My staple mac & cheese—just a few pantry ingredients and a lot of comfort. The combination of white cheddar, American, and Parmesan creates the perfect creamy, tangy cheese sauce.
Ingredients
- 3 Tbsp unsalted butter
- 2 Tbsp all-purpose flour
- 1½ cups half-and-half or milk
- 8 oz white cheddar cheese, shredded
- 3 slices of American cheese
- ¼ cup Parmesan cheese, grated
- 1½ tsp of kosher salt and 16-20 cracks of pepper, to taste
- ½ tsp garlic powder (optional)
- ½ tsp onion powder (optional)
- ¼ tsp mustard powder (optional)
- Pinch of cayenne pepper (optional)
- 1-2 green onions for topping (optional)

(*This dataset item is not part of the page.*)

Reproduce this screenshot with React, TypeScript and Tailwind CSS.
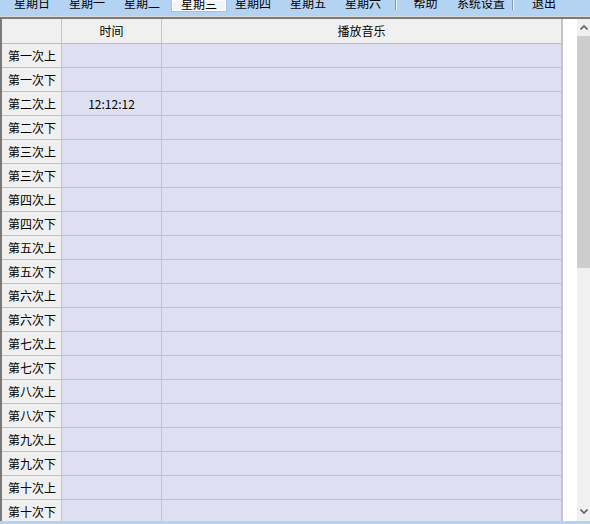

- 16 oz cooked pasta (pipe rigate, fusili, elbow macaroni, or shells)
Cook the pasta in generously salted water according to package instructions, subtracting 2 min for al dente. Reserve ½ cup of pasta water before draining. Drain and set aside.
In a medium saucepan, melt the butter over medium heat. Whisk in the flour and cook for 1-2 minutes, stirring constantly. Add the garlic powder, onion powder, and mustard powder (if using) and stir for 30 seconds to bloom the spices.
Gradually add the half-and-half, whisking to combine, and cook until the mixture thickens (about 5 minutes).
Stir in the shredded white cheddar, American cheese, and Parmesan cheese, mixing until the cheese is melted and the sauce is smooth for a few minutes.
Season the sauce with salt, pepper, and a pinch of cayenne (if using). Taste and adjust as needed. Combine the cheese sauce with the cooked pasta, mixing well to coat evenly. If the sauce is too thick, add a splash of reserved pasta water to loosen it.
Serve hot, optionally garnished with more grated parm and chopped green onions.